Evolution of Elastic–Plastic Characteristics of Rocks Within Middle-Deep Geothermal Reservoirs Under High Temperature

Middle-deep geothermal reservoirs, rich in energy, experience deep burial, high temperature, and intense three-dimensional stresses, causing noticeable elastic–plastic rock deformation under high confining pressure. However, existing researches primarily focused on elastic–plastic properties under various confining pressures, overlooking the impact of high temperature on granite’s behavior. To address this, we conducted compression experiments at seven temperature points (25–600 °C) under varying confining pressures (0–15 MPa). The results reveal that increasing confining pressure prolongs the plastic yielding stage, linearly enhances compressive strength, and shifts rupture mode from brittle to expansion shear damage.
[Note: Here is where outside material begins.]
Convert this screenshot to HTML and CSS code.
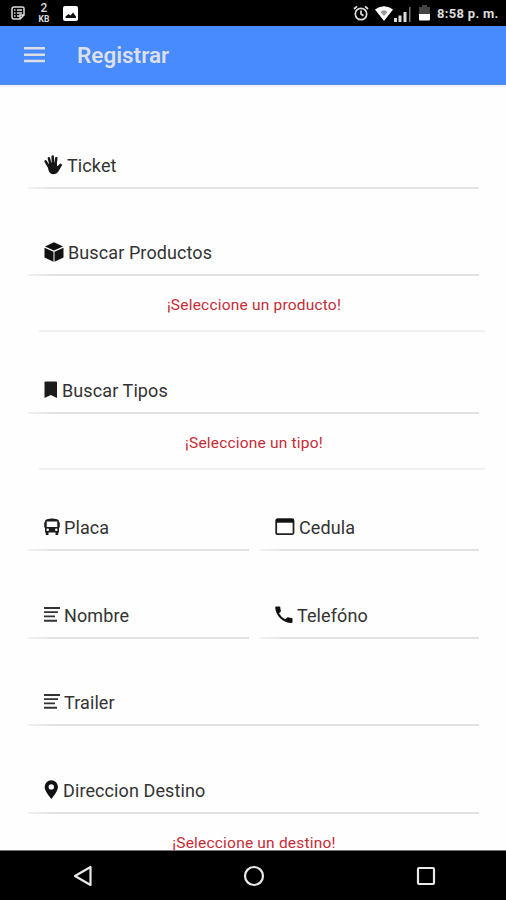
FILE: index.html
```html
<!DOCTYPE html>
<html lang="es">
<head>
<meta charset="utf-8">
<title>Registrar</title>
<link rel="stylesheet" href="styles.css">
</head>
<body>
<div class="statusbar">
  <svg class="st-list" width="14" height="14" viewBox="0 0 14 14" fill="none" stroke="#ddd" stroke-width="1.500"><path d="M3 1h8.500q1.500 0 1.500 1.500v6.500l-4 4H3q-2 0-2-2V3q0-2 2-2zM3 4h1.500M6 4h5M3 7h1.500M6 7h5M3 10h1.500M6 10h3M9 13V9h4"/></svg>
  <div class="speed"><span>2</span><small>KB</small></div>
  <svg width="15" height="15" viewBox="0 0 15 15"><rect width="15" height="15" rx="2" fill="#fff"/><path d="M2.500 12V10.500l3-2.500 2 1.500 2.500-3 3 4V12z" fill="#111"/></svg>
  <div class="status-right">
    <svg class="alarm" width="16" height="16" viewBox="0 0 16 16" fill="none" stroke="#ddd" stroke-width="1.700"><circle cx="8" cy="9" r="5.700"/><path d="M8 5.500V9l2.500 1.800M1 4l3-2.700M15 4l-3-2.700"/></svg>
    <svg class="wifi" width="18" height="15" viewBox="0 0 18 15"><path d="M0 3.500Q9-3 18 3.500L9 15z" fill="#fff"/><path d="M5.500 6q3.500-3.500 7 0L9 10z" fill="#999"/></svg>
    <svg class="signal" width="17" height="15" viewBox="0 0 17 15"><path d="M0 11h3v4H0zM4.500 8.500h3V15h-3zM9.500 5h3v10h-3z" fill="#ddd"/><path d="M15 0h1.500v15H15z" fill="#777"/></svg>
    <svg class="battery" width="11" height="16" viewBox="0 0 11 16"><path d="M3 0h5v2h3v7H0V2h3z" fill="#444"/><path d="M0 9h11v5.500q0 1-1 1H1q-1 0-1-1z" fill="#fff"/></svg>
    <span class="clock">8:58 p. m.</span>
  </div>
</div>
<header class="toolbar">
  <svg width="21" height="16" viewBox="0 0 21 16" fill="#dcdfe6"><path d="M0 0h21v2.500H0zM0 6.500h21V9H0zM0 12.800h21v2.500H0z"/></svg>
  <h1>Registrar</h1>
</header>
<main class="form">
  <div class="field"><svg width="19" height="20" viewBox="0 0 19 20" fill="none" stroke="#161616" stroke-width="2.500" stroke-linecap="round" stroke-linejoin="round"><path d="M5 12L1.600 6.300M6.700 10.500L4.900 3.300M9 10l-.3-8.500M11.300 10.500l1-7.300"/><path d="M4.800 10l1-1.500h6.200l.9 4.300 3.700-3.500.8.700-3.500 6q-1.500 2.500-5 2.500-3.200 0-4-4.500z" fill="#161616" stroke-width="1.400"/></svg><label>Ticket</label></div>
  <div class="field"><svg width="20" height="20" viewBox="0 0 20 20" fill="#111"><path d="M10 .3l9 4.200-9 4.100-9-4.100zM.5 5.700l9 4.100v9.900L.5 15.500zM19.500 5.700l-9 4.100v9.900l9-4.200z"/></svg><label>Buscar Productos</label></div>
  <p class="message">¡Seleccione un producto!</p>
  <div class="field short"><svg width="14" height="19" viewBox="0 0 14 19" fill="#1c1c1c"><path d="M.5 1.500q0-1 1-1h10.500q1 0 1 1v15.500l-6.200-3L.5 17z"/></svg><label>Buscar Tipos</label></div>
  <p class="message">¡Seleccione un tipo!</p>
  <div class="row short">
    <div class="field"><svg width="16" height="19" viewBox="0 0 16 19"><path fill="#1c1c1c" fill-rule="evenodd" d="M3 1.200Q8-.2 13 1.200q2 .5 2 2.300l.8 1.500v4l-.8 1v4.500h-.8V17h-2.700v-2.500h-7V17H1.800v-2.500H1V10L.2 9V5L1 3.500q0-1.800 2-2.300zM2.700 3.500V9h10.600V3.500zM3.700 10.500a1.300 1.300 0 100 2.600 1.300 1.300 0 000-2.600zm8.600 0a1.300 1.300 0 100 2.600 1.300 1.300 0 000-2.600z"/></svg><label>Placa</label></div>
    <div class="field right"><svg width="20" height="19" viewBox="0 0 20 19"><rect x="1.200" y="1.200" width="17.300" height="15" rx="1.500" fill="none" stroke="#222" stroke-width="1.800"/><path d="M1 1h18v3.700H1z" fill="#111"/></svg><label>Cedula</label></div>
  </div>
  <div class="row">
    <div class="field"><svg width="16" height="19" viewBox="0 0 16 19" fill="#333"><path d="M0 1h16v2H0zM0 5.300h14v1.800H0zM0 9.500h11v1.800H0zM0 13.700h13v2H0z"/></svg><label>Nombre</label></div>
    <div class="field right"><svg width="18" height="19" viewBox="0 0 18 19"><path fill="#111" d="M1 .5h3.500q.8 0 .8.800 0 2 .6 3.500.2.600-.2 1L4 7.300q2 4 6.300 6l1.800-1.800q.4-.4 1-.2 1.600.6 3.500.6.900 0 .9.900V16q0 1-.9 1C8 17 .5 9.500.2 1.500Q.2.500 1 .5z"/></svg><label>Telefóno</label></div>
  </div>
  <div class="field"><svg width="16" height="19" viewBox="0 0 16 19" fill="#333"><path d="M0 1h16v2H0zM0 5.300h14v1.800H0zM0 9.500h11v1.800H0zM0 13.700h13v2H0z"/></svg><label>Trailer</label></div>
  <div class="field"><svg width="15" height="20" viewBox="0 0 15 20"><path fill="#111" fill-rule="evenodd" d="M7.300.3A6.700 6.700 0 0114 7q0 4-6.700 12Q.6 11 .6 7A6.700 6.700 0 017.300.3zm0 3.900a2.700 2.700 0 100 5.400 2.700 2.700 0 000-5.400z"/></svg><label>Direccion Destino</label></div>
  <p class="message">¡Seleccione un destino!</p>
</main>
<nav class="navbar">
  <svg width="20" height="22" viewBox="0 0 20 22" fill="none" stroke="#e8e8e8" stroke-width="2.200" stroke-linejoin="round"><path d="M17.500 2v18L2 11z"/></svg>
  <svg width="22" height="22" viewBox="0 0 22 22" fill="none" stroke="#e8e8e8" stroke-width="2.200"><circle cx="11" cy="11" r="9"/></svg>
  <svg width="20" height="20" viewBox="0 0 20 20" fill="none" stroke="#e8e8e8" stroke-width="2.200"><rect x="2" y="2" width="16" height="16" rx="1"/></svg>
</nav>
</body>
</html>
```
FILE: styles.css
```css
* { box-sizing: border-box; }
body {
  margin: 0;
  width: 506px;
  height: 900px;
  overflow: hidden;
  display: flex;
  flex-direction: column;
  background: #fefefe;
  font-family: Roboto, "Liberation Sans", sans-serif;
}
svg { display: block; flex: none; }
.statusbar {
  flex: none;
  height: 26px;
  padding-left: 11px;
  display: flex;
  align-items: center;
  background: #000;
  color: #ddd;
}
.speed {
  width: 20px;
  margin: 1px 9px 0;
  text-align: center;
  font-size: 12px;
  line-height: 11px;
  font-weight: 500;
}
.speed span, .speed small { display: block; }
.speed small { font-size: 8.500px; line-height: 10px; font-weight: 700; }
.status-right { display: flex; align-items: center; margin-left: auto; padding-right: 8px; }
.wifi { margin-left: 6px; }
.signal { margin: 2px 0 0 1px; }
.battery { margin-left: 8px; }
.clock {
  width: 61px;
  margin-left: 7px;
  font-size: 13px;
  font-weight: 700;
  letter-spacing: .3px;
  white-space: nowrap;
}
.toolbar {
  flex: none;
  height: 59px;
  padding: 0 24px;
  display: flex;
  align-items: center;
  gap: 32px;
  background: #488aff;
  border-bottom: 1px solid #5a8ae6;
  color: #dcdfe6;
}
.toolbar h1 {
  margin: 0;
  font-size: 22.500px;
  line-height: 28px;
  font-weight: 600;
}
.form {
  flex: 1;
  min-height: 0;
  overflow: hidden;
  padding: 14px 27px 0 28px;
  border-top: 2px solid #f0f0fa;
}
.field {
  height: 87.500px;
  padding: 0 0 13px 16px;
  display: flex;
  align-items: flex-end;
  gap: 4px;
  background: linear-gradient(90deg, #f3f3f3, #e3e3e3 24px) bottom / 100% 2px no-repeat;
}
.right { padding-left: 15px; }
.field svg { margin-bottom: 1px; }
.field label {
  font-size: 18px;
  line-height: 20px;
  letter-spacing: .1px;
  color: #333;
  white-space: nowrap;
}
.row { display: grid; grid-template-columns: 221px 219px; gap: 11px; }
.short, .short .field { height: 81.500px; }
.message {
  margin: 0 -6px 0 11px;
  height: 56px;
  padding: 19px 16px 0 0;
  border-bottom: 2px solid #f1f1f1;
  text-align: center;
  color: #c72b36;
  font-size: 15.500px;
  line-height: 20px;
  letter-spacing: .2px;
}
.navbar {
  flex: none;
  height: 50px;
  display: flex;
  align-items: center;
  justify-content: space-between;
  padding: 0 70px 0 73px;
  background: #000;
  border-top: 1px solid #777;
}
.navbar svg:nth-child(2) { margin-right: 2px; }
```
Conversely, under constant confining pressure, compressive strength decreases with rising temperature, accompanied by more intricate artificial cracks. Rock cohesion, internal friction angle, and wave velocity decrease due to increased thermal damage micro-cracks. Heat treatment over 500 °C significantly increases porosity and pore throat radius, explaining heightened plasticity in hot dry rocks. These findings offer theoretical and technical insights for understanding elastic–plastic fracture mechanisms during hydraulic fracturing in middle-deep geothermal reservoirs and enhancing heat recovery efficiency.